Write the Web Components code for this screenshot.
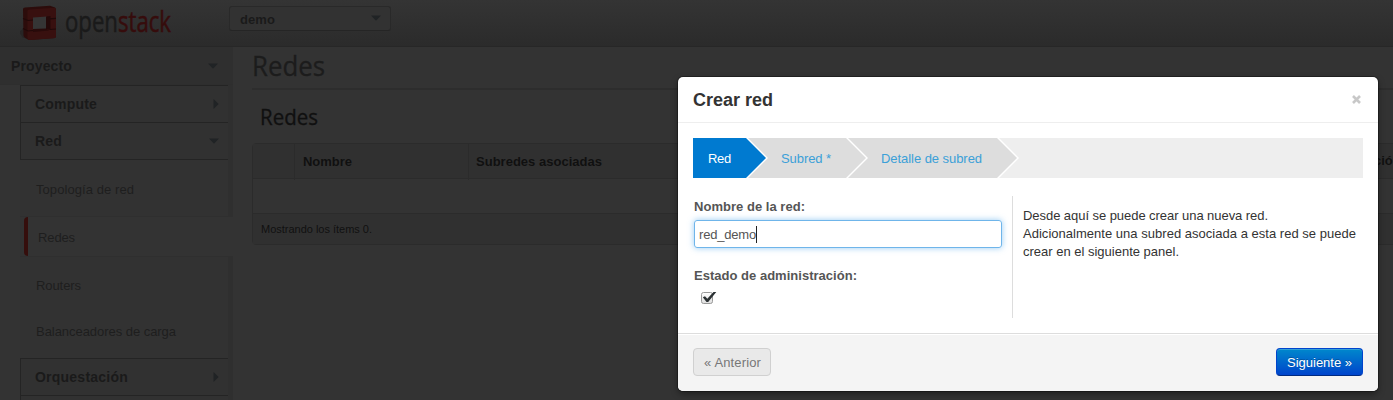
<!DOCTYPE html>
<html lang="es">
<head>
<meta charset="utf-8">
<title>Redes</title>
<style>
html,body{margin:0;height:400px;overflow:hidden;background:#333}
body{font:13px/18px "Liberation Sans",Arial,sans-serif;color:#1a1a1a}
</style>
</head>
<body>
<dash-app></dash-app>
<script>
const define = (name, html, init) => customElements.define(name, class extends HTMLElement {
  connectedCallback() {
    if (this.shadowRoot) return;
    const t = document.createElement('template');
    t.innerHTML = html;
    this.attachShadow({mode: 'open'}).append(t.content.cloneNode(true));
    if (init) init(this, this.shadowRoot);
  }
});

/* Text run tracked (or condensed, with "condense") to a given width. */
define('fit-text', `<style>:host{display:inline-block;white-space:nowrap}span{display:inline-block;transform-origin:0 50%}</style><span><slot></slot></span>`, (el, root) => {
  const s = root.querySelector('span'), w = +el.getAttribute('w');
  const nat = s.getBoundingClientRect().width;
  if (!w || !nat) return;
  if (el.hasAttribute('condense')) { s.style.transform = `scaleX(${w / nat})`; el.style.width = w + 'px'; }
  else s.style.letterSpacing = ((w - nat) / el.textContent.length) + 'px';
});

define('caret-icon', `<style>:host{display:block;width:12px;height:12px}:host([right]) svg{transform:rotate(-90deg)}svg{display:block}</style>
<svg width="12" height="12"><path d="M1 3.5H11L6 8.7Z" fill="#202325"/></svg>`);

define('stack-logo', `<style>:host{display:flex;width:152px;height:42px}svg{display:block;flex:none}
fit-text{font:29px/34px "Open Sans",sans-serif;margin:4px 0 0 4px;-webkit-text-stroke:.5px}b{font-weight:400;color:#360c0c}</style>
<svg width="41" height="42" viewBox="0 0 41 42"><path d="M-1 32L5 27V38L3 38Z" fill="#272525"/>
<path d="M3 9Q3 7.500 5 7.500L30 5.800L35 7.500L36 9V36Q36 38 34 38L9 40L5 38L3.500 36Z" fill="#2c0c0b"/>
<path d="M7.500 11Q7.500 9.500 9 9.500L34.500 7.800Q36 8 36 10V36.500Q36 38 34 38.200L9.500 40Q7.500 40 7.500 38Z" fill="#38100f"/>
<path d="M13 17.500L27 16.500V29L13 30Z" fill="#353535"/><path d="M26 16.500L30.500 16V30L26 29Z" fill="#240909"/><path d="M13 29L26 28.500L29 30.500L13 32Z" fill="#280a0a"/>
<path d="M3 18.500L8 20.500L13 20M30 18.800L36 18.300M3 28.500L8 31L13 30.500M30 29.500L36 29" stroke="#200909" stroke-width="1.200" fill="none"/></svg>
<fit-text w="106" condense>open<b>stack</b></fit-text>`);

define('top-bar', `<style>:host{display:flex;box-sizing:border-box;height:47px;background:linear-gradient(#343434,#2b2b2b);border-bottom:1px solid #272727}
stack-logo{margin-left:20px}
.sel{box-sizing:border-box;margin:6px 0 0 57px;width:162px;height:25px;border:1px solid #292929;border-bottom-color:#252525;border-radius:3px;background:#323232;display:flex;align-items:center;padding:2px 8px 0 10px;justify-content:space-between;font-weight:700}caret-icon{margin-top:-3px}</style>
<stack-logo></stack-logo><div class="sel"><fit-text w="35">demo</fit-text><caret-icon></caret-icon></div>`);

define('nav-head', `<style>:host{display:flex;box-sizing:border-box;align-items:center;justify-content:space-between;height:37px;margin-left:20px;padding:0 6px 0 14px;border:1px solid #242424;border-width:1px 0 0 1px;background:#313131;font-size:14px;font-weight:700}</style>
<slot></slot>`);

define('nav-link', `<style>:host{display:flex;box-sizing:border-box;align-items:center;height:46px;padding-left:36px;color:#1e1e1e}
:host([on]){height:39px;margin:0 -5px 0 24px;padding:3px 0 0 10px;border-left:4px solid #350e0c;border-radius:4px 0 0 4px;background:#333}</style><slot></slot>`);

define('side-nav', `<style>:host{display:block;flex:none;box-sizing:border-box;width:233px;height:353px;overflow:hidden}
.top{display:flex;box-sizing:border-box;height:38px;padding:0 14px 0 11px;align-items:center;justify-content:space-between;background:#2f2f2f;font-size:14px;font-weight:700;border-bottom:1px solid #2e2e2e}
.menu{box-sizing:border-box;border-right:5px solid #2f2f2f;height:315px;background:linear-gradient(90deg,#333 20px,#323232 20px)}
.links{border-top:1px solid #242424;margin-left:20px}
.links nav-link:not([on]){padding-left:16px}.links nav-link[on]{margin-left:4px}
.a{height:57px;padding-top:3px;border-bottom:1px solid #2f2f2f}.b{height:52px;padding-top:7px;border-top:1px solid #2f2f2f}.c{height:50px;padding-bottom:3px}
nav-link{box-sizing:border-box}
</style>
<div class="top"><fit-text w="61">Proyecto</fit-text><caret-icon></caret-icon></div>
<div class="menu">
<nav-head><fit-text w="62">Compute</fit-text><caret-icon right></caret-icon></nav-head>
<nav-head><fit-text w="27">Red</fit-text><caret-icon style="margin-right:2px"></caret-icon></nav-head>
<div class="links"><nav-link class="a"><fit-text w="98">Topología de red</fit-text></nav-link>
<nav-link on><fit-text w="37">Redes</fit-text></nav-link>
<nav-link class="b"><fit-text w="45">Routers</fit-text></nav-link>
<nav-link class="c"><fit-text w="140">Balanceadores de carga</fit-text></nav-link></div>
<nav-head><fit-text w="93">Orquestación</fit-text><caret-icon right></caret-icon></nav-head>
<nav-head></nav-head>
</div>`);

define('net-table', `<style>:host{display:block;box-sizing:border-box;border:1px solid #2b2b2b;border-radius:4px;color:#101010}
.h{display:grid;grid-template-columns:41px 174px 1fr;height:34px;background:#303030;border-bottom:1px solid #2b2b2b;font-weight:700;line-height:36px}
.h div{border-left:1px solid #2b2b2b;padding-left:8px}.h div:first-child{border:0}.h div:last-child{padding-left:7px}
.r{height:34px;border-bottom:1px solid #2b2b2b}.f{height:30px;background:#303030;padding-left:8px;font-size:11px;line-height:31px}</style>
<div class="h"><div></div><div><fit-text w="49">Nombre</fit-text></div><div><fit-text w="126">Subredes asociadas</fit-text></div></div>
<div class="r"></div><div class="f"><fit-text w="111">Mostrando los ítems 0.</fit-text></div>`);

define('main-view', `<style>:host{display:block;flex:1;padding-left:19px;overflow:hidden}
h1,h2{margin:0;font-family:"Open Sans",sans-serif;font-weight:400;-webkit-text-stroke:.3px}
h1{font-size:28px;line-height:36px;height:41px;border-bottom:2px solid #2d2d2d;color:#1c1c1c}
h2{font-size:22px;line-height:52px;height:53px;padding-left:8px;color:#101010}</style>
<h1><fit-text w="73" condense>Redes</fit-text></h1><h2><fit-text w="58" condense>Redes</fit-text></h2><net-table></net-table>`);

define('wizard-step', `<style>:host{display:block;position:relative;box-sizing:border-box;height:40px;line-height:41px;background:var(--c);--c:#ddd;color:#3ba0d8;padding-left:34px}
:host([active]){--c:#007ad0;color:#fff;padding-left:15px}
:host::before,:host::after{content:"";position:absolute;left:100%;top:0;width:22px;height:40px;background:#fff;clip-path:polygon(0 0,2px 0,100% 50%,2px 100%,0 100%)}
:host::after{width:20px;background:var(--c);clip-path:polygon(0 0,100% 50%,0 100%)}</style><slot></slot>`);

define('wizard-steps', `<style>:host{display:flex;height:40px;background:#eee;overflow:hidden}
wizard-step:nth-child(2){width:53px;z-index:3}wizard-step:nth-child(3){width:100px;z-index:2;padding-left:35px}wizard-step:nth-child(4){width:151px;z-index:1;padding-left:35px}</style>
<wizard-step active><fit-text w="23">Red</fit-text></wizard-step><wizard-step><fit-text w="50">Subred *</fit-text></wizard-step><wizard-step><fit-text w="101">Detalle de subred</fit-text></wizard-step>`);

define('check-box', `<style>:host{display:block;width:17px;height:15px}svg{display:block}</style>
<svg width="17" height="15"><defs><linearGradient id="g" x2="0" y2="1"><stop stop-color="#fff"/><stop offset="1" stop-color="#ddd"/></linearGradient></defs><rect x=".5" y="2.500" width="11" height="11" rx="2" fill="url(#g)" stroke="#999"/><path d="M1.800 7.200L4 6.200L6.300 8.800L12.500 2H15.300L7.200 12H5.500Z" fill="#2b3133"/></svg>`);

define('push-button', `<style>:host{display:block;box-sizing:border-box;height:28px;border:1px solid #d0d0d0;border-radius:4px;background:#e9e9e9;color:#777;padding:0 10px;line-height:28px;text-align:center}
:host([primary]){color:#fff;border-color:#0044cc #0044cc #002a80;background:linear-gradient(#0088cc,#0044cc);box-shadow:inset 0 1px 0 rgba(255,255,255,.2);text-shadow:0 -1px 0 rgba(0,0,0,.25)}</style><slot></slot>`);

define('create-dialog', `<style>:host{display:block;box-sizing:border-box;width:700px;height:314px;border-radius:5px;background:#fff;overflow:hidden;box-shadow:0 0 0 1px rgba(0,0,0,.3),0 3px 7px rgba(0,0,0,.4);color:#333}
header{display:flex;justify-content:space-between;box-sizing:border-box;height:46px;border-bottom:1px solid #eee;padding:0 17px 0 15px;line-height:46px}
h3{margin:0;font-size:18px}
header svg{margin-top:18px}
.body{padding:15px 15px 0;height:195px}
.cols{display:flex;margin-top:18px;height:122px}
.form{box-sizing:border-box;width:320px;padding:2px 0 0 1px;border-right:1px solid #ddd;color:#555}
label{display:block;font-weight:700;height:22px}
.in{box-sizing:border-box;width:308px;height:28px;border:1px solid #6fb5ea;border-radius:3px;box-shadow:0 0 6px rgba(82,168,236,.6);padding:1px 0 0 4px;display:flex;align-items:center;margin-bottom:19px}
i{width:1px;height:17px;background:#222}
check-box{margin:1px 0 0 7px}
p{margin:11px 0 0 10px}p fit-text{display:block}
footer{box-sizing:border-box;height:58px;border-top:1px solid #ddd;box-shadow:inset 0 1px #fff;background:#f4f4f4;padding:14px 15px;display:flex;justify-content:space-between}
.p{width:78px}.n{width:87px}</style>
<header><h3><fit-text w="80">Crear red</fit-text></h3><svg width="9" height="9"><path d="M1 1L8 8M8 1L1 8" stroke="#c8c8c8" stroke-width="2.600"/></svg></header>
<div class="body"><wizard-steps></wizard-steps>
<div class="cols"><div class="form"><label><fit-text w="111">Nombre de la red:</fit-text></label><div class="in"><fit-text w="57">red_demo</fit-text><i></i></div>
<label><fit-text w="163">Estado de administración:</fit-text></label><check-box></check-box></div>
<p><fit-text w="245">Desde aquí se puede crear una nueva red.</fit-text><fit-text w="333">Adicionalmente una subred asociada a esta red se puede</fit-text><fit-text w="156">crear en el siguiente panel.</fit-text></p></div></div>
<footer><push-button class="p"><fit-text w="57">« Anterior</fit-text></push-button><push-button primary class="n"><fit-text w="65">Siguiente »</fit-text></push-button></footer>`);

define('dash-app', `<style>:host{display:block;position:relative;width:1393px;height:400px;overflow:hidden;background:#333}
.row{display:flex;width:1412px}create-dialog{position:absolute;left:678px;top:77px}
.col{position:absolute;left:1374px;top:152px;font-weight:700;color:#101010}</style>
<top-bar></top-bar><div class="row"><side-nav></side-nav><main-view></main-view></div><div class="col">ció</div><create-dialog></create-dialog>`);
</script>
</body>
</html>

______

» **Exercise prompt**
Out of the material above, select every line that holds the string "this".

» **Response to the task**
Write the Web Components code for this screenshot.
    if (this.shadowRoot) return;
    this.attachShadow({mode: 'open'}).append(t.content.cloneNode(true));
    if (init) init(this, this.shadowRoot);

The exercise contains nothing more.